Directions for this task — Retype, word for word, the lines from the first line of the entries through the line that holds "import React from 'react';"; leave out the pictures.

Supplied information —
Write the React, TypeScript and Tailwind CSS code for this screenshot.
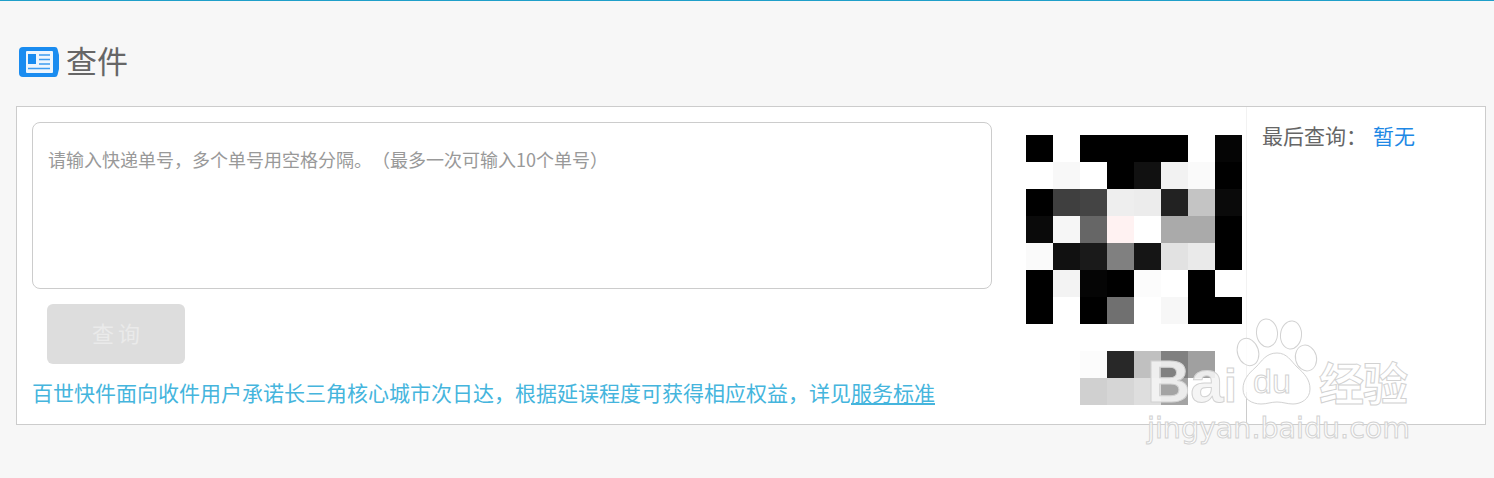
import React from 'react';

const CELL = 27;
const QR_ROWS: string[][] = [
  ['#000', '#fff', '#000', '#000', '#000', '#000', '#fff', '#050505'],
  ['#fff', '#f8f8f8', '#fff', '#000', '#111', '#f2f2f2', '#fafafa', '#000'],
  ['#000', '#3f3f3f', '#444', '#eee', '#ececec', '#222', '#c4c4c4', '#0a0a0a'],
  ['#0a0a0a', '#f6f6f6', '#666', '#fff2f2', '#fff', '#aaa', '#aaa', '#000'],
  ['#fafafa', '#111', '#1a1a1a', '#808080', '#151515', '#e2e2e2', '#eaeaea', '#000'],
  ['#000', '#f3f3f3', '#050505', '#000', '#fcfcfc', '#fff', '#000', '#fff'],
  ['#000', '#fff', '#000', '#707070', '#fff', '#f7f7f7', '#000', '#000'],
  ['#fff', '#fff', '#fff', '#fff', '#fff', '#fff', '#fff', '#fff'],
  ['#fff', '#fff', '#fcfcfc', '#282828', '#c0c0c0', '#808080', '#a0a0a0', '#fff'],
  ['#fff', '#fff', '#d0d0d0', '#d6d6d6', '#dedede', '#a4a4a4', '#fff', '#fff'],
];

const NewsIcon = () => (
  <svg width="40" height="30" viewBox="0 0 40 30" className="shrink-0">
    <path d="M4 0h32q2 0 2.500 2l1.500 6v14l-1.500 6q-.5 2-2.500 2H4q-4 0-4-4V4q0-4 4-4z" fill="#1a8cf0" />
    <rect x="7" y="4" width="27" height="22" rx="1" fill="#eef6fe" />
    <rect x="9" y="7" width="8" height="10" fill="#1a8cf0" />
    <path d="M20 8h11M20 12.500h11M20 17h11M9 21.500h22" stroke="#3d9cf0" strokeWidth="1.600" />
  </svg>
);

const QrBlock = () => (
  <svg width="216" height="270" viewBox="0 0 216 270">
    {QR_ROWS.map((row, y) =>
      row.map((fill, x) => <rect key={`${x}-${y}`} x={x * CELL} y={y * CELL} width={CELL} height={CELL} fill={fill} />),
    )}
  </svg>
);

const Watermark = () => (
  <svg width="290" height="130" viewBox="0 0 290 130" className="absolute left-[1140px] top-[316px]">
    <g fill="#fff" fillOpacity="0.72" stroke="#d2d2d2" strokeWidth="1">
      <text x="7" y="85" fontFamily="Liberation Sans, sans-serif" fontWeight="700" fontSize="60" fill="#f4f4f4" fillOpacity="0.9">Ba</text>
      <text x="84" y="85" fontFamily="Liberation Sans, sans-serif" fontWeight="700" fontSize="46">i</text>
      <ellipse cx="127" cy="16" rx="10.500" ry="14" transform="rotate(-6 127 16)" />
      <ellipse cx="151" cy="18" rx="10.500" ry="14" transform="rotate(6 151 18)" />
      <ellipse cx="108" cy="35" rx="10.500" ry="14" transform="rotate(-18 108 35)" />
      <ellipse cx="166" cy="41" rx="10.500" ry="13" transform="rotate(-14 166 41)" />
      <path d="M137 36c10 0 14 8 20 14 8 7 13 13 13 22 0 10-9 15-17 15-6 0-10-2-16-2s-10 2-16 2c-9 0-18-5-18-15 0-9 5-15 13-22 6-6 10-14 21-14z" />
      <text x="113" y="76" fontFamily="Liberation Sans, sans-serif" fontSize="34">du</text>
      <text x="179" y="84" fontFamily="'Noto Sans CJK SC', sans-serif" fontWeight="700" fontSize="45" letterSpacing="-1">经验</text>
      <text x="7" y="121" fontFamily="'DejaVu Sans', sans-serif" fontSize="28.500" fill="#fff" fillOpacity="0.8">jingyan.baidu.com</text>
    </g>
  </svg>
);

export default function App() {
  return (
    <div className="relative h-[478px] w-[1494px] overflow-hidden border-t border-t-[#1f9fc9] bg-[#f7f7f7] px-4 font-['Noto_Sans_CJK_SC',sans-serif]">
      <div className="flex h-[105px] items-center gap-[7px] pl-[3px] pt-[16px]">
        <NewsIcon />
        <h1 className="mb-[3px] text-[31px] leading-[40px] font-normal text-[#666]">查件</h1>
      </div>

      <div className="flex h-[319px] w-[1470px] border border-[#ccc] bg-white">
        <div className="w-[990px] px-[15px] pt-[15px]">
          <textarea
            readOnly
            placeholder="请输入快递单号，多个单号用空格分隔。（最多一次可输入10个单号）"
            className="block h-[167px] w-[960px] resize-none rounded-lg border border-[#ccc] bg-white px-[15px] py-[23px] text-[18px] leading-[26px] outline-none [text-spacing-trim:space-all] placeholder:text-[#999]"
          />
          <button
            disabled
            className="mt-[15px] ml-[15px] block h-[60px] w-[138px] rounded-md bg-[#ddd] pb-[4px] pl-[4px] text-[22px] tracking-[4px] text-[#eaeaea]"
          >
            查询
          </button>
          <p className="mt-[13px] text-[21px] leading-[30px] whitespace-nowrap text-[#45b5dd] [text-spacing-trim:space-all]">
            百世快件面向收件用户承诺长三角核心城市次日达，根据延误程度可获得相应权益，详见
            <a href="#" className="underline">服务标准</a>
          </p>
        </div>

        <div className="relative flex w-[240px] flex-col border-r border-r-[#f2f2f2] pt-[28px] pl-[19px]">
          <QrBlock />
          <div className="absolute right-[-1px] bottom-0 h-[32px] w-px bg-[#ccc]" />
        </div>

        <div className="flex items-start gap-[6px] pt-[13px] pl-[15px] text-[21px] leading-[30px]">
          <span className="text-[#666]">最后查询：</span>
          <span className="text-[#1e88e5]">暂无</span>
        </div>
      </div>

      <Watermark />
    </div>
  );
}
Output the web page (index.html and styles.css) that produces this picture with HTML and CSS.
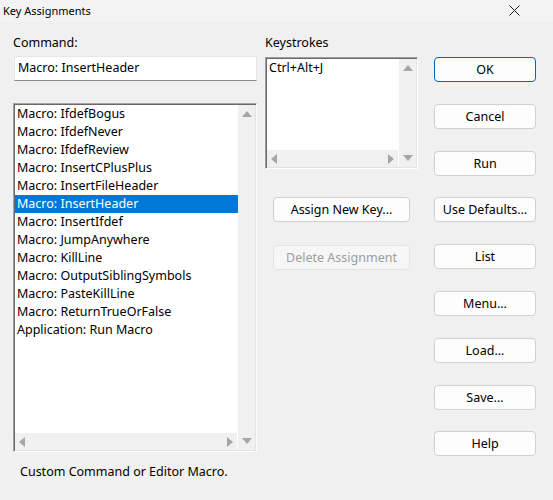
FILE: index.html
```html
<!DOCTYPE html>
<html>
<head>
<meta charset="utf-8">
<link rel="stylesheet" href="styles.css">
</head>
<body>
<div class="window">
  <div class="titlebar">
    <span class="title">Key Assignments</span>
    <svg class="close" width="11" height="11" viewBox="0 0 11 11"><path d="M0.5 0.5 L10.5 10.5 M10.5 0.5 L0.5 10.5" stroke="#1a1a1a" stroke-width="1" fill="none"/></svg>
  </div>
  <div class="content">
    <div class="col col-left">
      <div class="label">Command:</div>
      <div class="input">Macro: InsertHeader</div>
      <div class="listbox cmd-list">
        <div class="lb-main">
          <ul class="items">
            <li>Macro: IfdefBogus</li>
            <li>Macro: IfdefNever</li>
            <li>Macro: IfdefReview</li>
            <li>Macro: InsertCPlusPlus</li>
            <li>Macro: InsertFileHeader</li>
            <li class="selected">Macro: InsertHeader</li>
            <li>Macro: InsertIfdef</li>
            <li>Macro: JumpAnywhere</li>
            <li>Macro: KillLine</li>
            <li>Macro: OutputSiblingSymbols</li>
            <li>Macro: PasteKillLine</li>
            <li>Macro: ReturnTrueOrFalse</li>
            <li>Application: Run Macro</li>
          </ul>
          <div class="hscroll">
            <svg width="6" height="10" viewBox="0 0 6 10"><polygon points="6,0 6,10 0,5" fill="#a6a6a6"/></svg>
            <svg width="6" height="10" viewBox="0 0 6 10"><polygon points="0,0 0,10 6,5" fill="#a6a6a6"/></svg>
          </div>
        </div>
        <div class="vscroll">
          <svg width="10" height="6" viewBox="0 0 10 6"><polygon points="0,6 10,6 5,0" fill="#a6a6a6"/></svg>
          <svg width="10" height="6" viewBox="0 0 10 6"><polygon points="0,0 10,0 5,6" fill="#a6a6a6"/></svg>
        </div>
      </div>
      <div class="status">Custom Command or Editor Macro.</div>
    </div>
    <div class="col col-mid">
      <div class="label">Keystrokes</div>
      <div class="listbox keys-list">
        <div class="lb-main">
          <ul class="items">
            <li>Ctrl+Alt+J</li>
          </ul>
          <div class="hscroll">
            <svg width="6" height="10" viewBox="0 0 6 10"><polygon points="6,0 6,10 0,5" fill="#a6a6a6"/></svg>
            <svg width="6" height="10" viewBox="0 0 6 10"><polygon points="0,0 0,10 6,5" fill="#a6a6a6"/></svg>
          </div>
        </div>
        <div class="vscroll">
          <svg width="10" height="6" viewBox="0 0 10 6"><polygon points="0,6 10,6 5,0" fill="#a6a6a6"/></svg>
          <svg width="10" height="6" viewBox="0 0 10 6"><polygon points="0,0 10,0 5,6" fill="#a6a6a6"/></svg>
        </div>
      </div>
      <button class="btn assign">Assign New Key...</button>
      <button class="btn delete" disabled>Delete Assignment</button>
    </div>
    <div class="col col-right">
      <button class="btn default">OK</button>
      <button class="btn">Cancel</button>
      <button class="btn">Run</button>
      <button class="btn">Use Defaults...</button>
      <button class="btn">List</button>
      <button class="btn">Menu...</button>
      <button class="btn">Load...</button>
      <button class="btn">Save...</button>
      <button class="btn">Help</button>
    </div>
  </div>
</div>
</body>
</html>
```

FILE: styles.css
```css
* { box-sizing: border-box; }
html, body {
  margin: 0;
  padding: 0;
  background: #f0f0f0;
  font-family: "Noto Sans", "Open Sans", sans-serif;
  font-size: 12.5px;
  color: #000;
}
.window {
  width: 553px;
  height: 500px;
  background: #f0f0f0;
}
.titlebar {
  height: 22px;
  background: #f3f3f3;
  display: flex;
  align-items: center;
  justify-content: space-between;
  padding: 0 33px 0 3px;
}
.title { line-height: 22px; font-size: 11px; }
.close { display: block; margin-top: -2px; }

.content {
  display: flex;
  padding-left: 13px;
}
.col { display: flex; flex-direction: column; }
.col-left { width: 244px; padding-top: 13px; }
.col-mid { width: 153px; margin-left: 8px; padding-top: 13px; }
.col-right { width: 102px; margin-left: 16px; padding-top: 35px; gap: 21.8px; }

.label { height: 15px; line-height: 15px; }

.input {
  margin-top: 6px;
  margin-left: 1px;
  height: 25px;
  background: #fff;
  border: 1px solid #e6e6e6;
  border-bottom: 1px solid #8a8a8a;
  padding-left: 3px;
  line-height: 22px;
}

.listbox {
  display: flex;
  background: #fff;
  border-top: 1px solid #a0a0a0;
  border-left: 1px solid #a0a0a0;
  border-right: 1px solid #fdfdfd;
  border-bottom: 1px solid #fdfdfd;
  box-shadow: inset 1px 1px 0 #696969, inset -1px -1px 0 #e3e3e3;
  padding: 1px;
}
.cmd-list { margin-top: 22px; height: 349px; }
.keys-list { margin-top: 7px; height: 112px; }

.lb-main {
  flex: 1;
  display: flex;
  flex-direction: column;
  min-width: 0;
}
.items {
  list-style: none;
  margin: 0;
  padding: 0;
  flex: 1;
}
.items li {
  height: 18px;
  line-height: 18px;
  padding-left: 2px;
  white-space: nowrap;
}
.items li.selected {
  background: #0078d7;
  color: #fff;
}
.hscroll {
  height: 17px;
  background: #f0f0f0;
  display: flex;
  align-items: center;
  justify-content: space-between;
  padding: 0 4px;
  margin-right: 1px;
}
.vscroll {
  width: 17px;
  background: #f0f0f0;
  display: flex;
  flex-direction: column;
  align-items: center;
  justify-content: space-between;
  padding: 6px 0 6px;
}
.hscroll svg, .vscroll svg { display: block; }

.status {
  margin-top: 12px;
  margin-left: 7px;
  line-height: 16px;
}

.btn {
  height: 25px;
  width: 102px;
  padding: 0;
  font-family: inherit;
  font-size: 12.5px;
  color: #000;
  background: #fdfdfd;
  border: 1px solid #d0d0d0;
  border-radius: 4px;
}
.btn.default {
  border: 1px solid #0067c0;
}
.assign {
  width: 137px;
  margin-left: 8px;
  margin-top: 28px;
}
.delete {
  width: 137px;
  margin-left: 8px;
  margin-top: 23px;
  color: #9d9d9d;
  background: #f6f6f6;
  border-color: #e5e5e5;
}
```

The completed task —
Write the React, TypeScript and Tailwind CSS code for this screenshot.
import React from 'react';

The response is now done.